The key is to build up tension and make people feel uncomfortable and make people feel like they understand just enough to read through it without getting bamboozled, but at the same time, obscured enough that people can't say they know what's going on. Lovecraft makes the risky decision of twisting grammar to do this, but when done right, his technique works. When describing The Thing, use contradictions, weird grammar, run-ons that people get lost in. I'd reccommend trying some stream of consciousness if the narrator is the character and going mad.
Take the Dunwhich Horror (Among a few other creatures) for example. He goes about initially saying that the creature is indescribable, only to immediately describe it in full detail after that. But, given the confusing and unwieldly way he describes it, with only the most evocative and disgusting things about it being particularly clear, (Cephalopod parts were pretty shocking for their time, I imagine. These days it's all about gore, eyeballs, and spirals if you want body horror.) you start to actually believe that what he's describing is actually indescribable, even though he may actually have had a clear image in mind when creating the monster.

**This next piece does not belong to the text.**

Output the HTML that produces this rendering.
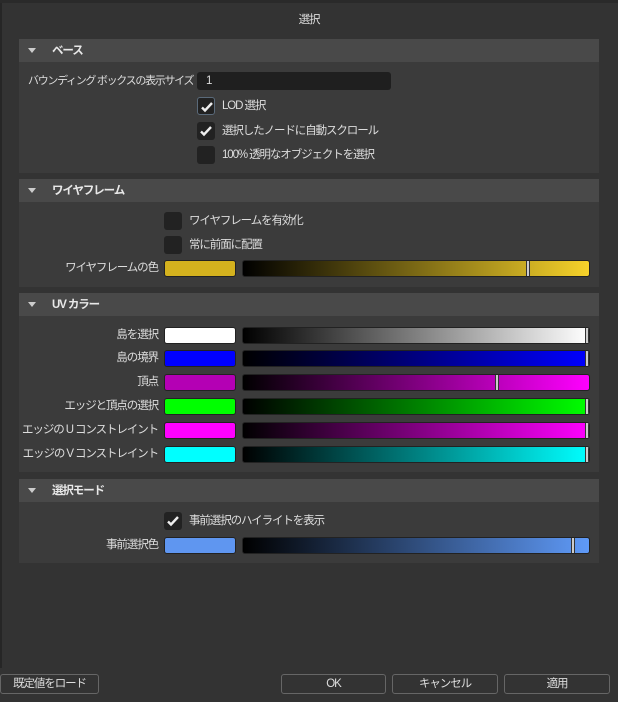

Another idea that persists is the idea of the hopeless protagonist. No matter how badass or intelligent one man is, they change nothing in the end, and often end up killing themselves. The universe is vast and uncaring, and in the end, creatures infinitely more powerful and complex than we are tread upon and devour us like insects. It's difficult to convey that feeling when humans have to be pretty special to begin with to uncover these things working under the nose of all human world powers, but you can pull it off if you work it right.